### What you should do:
What lines of the data include the string "this"? Copy them all.

[Data entries]
---+---
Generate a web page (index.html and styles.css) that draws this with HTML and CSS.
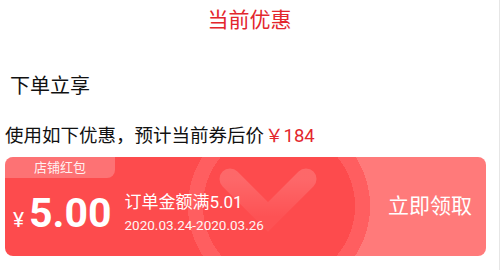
FILE: index.html
```html
<!DOCTYPE html>
<html lang="zh-CN">
<head>
  <meta charset="UTF-8">
  <meta name="viewport" content="width=device-width, initial-scale=1.0">
  <title>当前优惠</title>
  <link rel="stylesheet" href="styles.css">
</head>
<body>
  <div class="panel">
    <div class="title">当前优惠</div>

    <div class="subtitle">下单立享</div>
    <div class="summary">使用如下优惠，预计当前券后价<span class="price">￥184</span></div>

    <!-- Coupon -->
    <div class="coupon">
      <svg class="watermark" width="120" height="99" viewBox="0 0 120 99">
        <defs>
          <linearGradient id="fade" x1="0" y1="0" x2="0" y2="1">
            <stop offset="0" stop-color="#fff" stop-opacity="0.16"/>
            <stop offset="1" stop-color="#fff" stop-opacity="0.04"/>
          </linearGradient>
        </defs>
        <g stroke="url(#fade)" stroke-linecap="round" fill="none">
          <path d="M20 22 L58 60 L96 22" stroke-width="21"/>
          <path d="M58 60 V130" stroke-width="22"/>
          <path d="M32 74 H88" stroke-width="14"/>
        </g>
      </svg>
      <div class="tag">店铺红包</div>
      <div class="coupon-main">
        <span class="yen">¥</span>
        <span class="amount">5.00</span>
        <div class="info">
          <div class="cond">订单金额满5.01</div>
          <div class="date">2020.03.24-2020.03.26</div>
        </div>
      </div>
      <div class="get">立即领取</div>
    </div>
  </div>
</body>
</html>
```

FILE: styles.css
```css
body {
  margin: 0;
  padding: 0;
  background-color: #fff;
  color: #111;
  font-family: Roboto, "Noto Sans CJK SC", sans-serif;
}

.panel {
  height: 270px;
  border-right: 1px solid #e6e6e6;
  box-sizing: border-box;
}

.title {
  height: 40px;
  line-height: 40px;
  text-align: center;
  font-size: 21px;
  color: #e3262d;
}

.subtitle {
  margin-top: 26px;
  padding-left: 10px;
  font-size: 20px;
  line-height: 40px;
}

.summary {
  margin-top: 15px;
  padding-left: 5px;
  font-size: 18.5px;
  line-height: 30px;
}

.price {
  color: #e3262d;
  margin-left: 1px;
}

.coupon {
  position: relative;
  overflow: hidden;
  display: flex;
  align-items: center;
  margin: 6px 13px 0 5px;
  height: 99px;
  border-radius: 8px;
  color: #fff;
  background:
    radial-gradient(circle at 274px 49px, #fd4b4d 0 76px, #ff5e60 76px 91px, transparent 91px),
    linear-gradient(to right, #fd4b4d 274px, #ff7a7a 274px);
}

.watermark {
  position: absolute;
  left: 205px;
  top: 0;
}

.tag {
  position: absolute;
  left: 0;
  top: 0;
  width: 110px;
  height: 21px;
  line-height: 21px;
  text-align: center;
  font-size: 13px;
  color: rgba(255, 255, 255, 0.92);
  background-color: rgba(255, 255, 255, 0.22);
  border-bottom-right-radius: 8px;
}

.coupon-main {
  position: relative;
  display: flex;
  align-items: center;
  padding: 12px 0 0 8px;
}

.yen {
  font-size: 21px;
  align-self: flex-end;
  line-height: 22px;
  margin-bottom: 4px;
}

.amount {
  font-size: 41px;
  font-weight: bold;
  line-height: 44px;
  margin-left: 5px;
}

.info {
  margin-left: 13px;
}

.cond {
  font-size: 17px;
  line-height: 22px;
}

.date {
  margin-top: 2px;
  font-size: 13.5px;
  line-height: 20px;
  opacity: 0.95;
}

.get {
  position: relative;
  margin-left: auto;
  padding: 0 14px 6px 0;
  font-size: 21px;
}
```
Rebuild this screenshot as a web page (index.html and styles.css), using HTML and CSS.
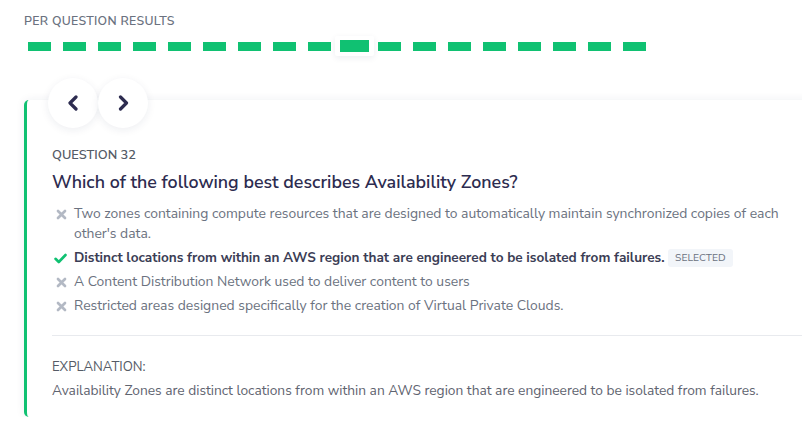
---+---
### Result of the exercise:
Generate a web page (index.html and styles.css) that draws this with HTML and CSS.
Rebuild this screenshot as a web page (index.html and styles.css), using HTML and CSS.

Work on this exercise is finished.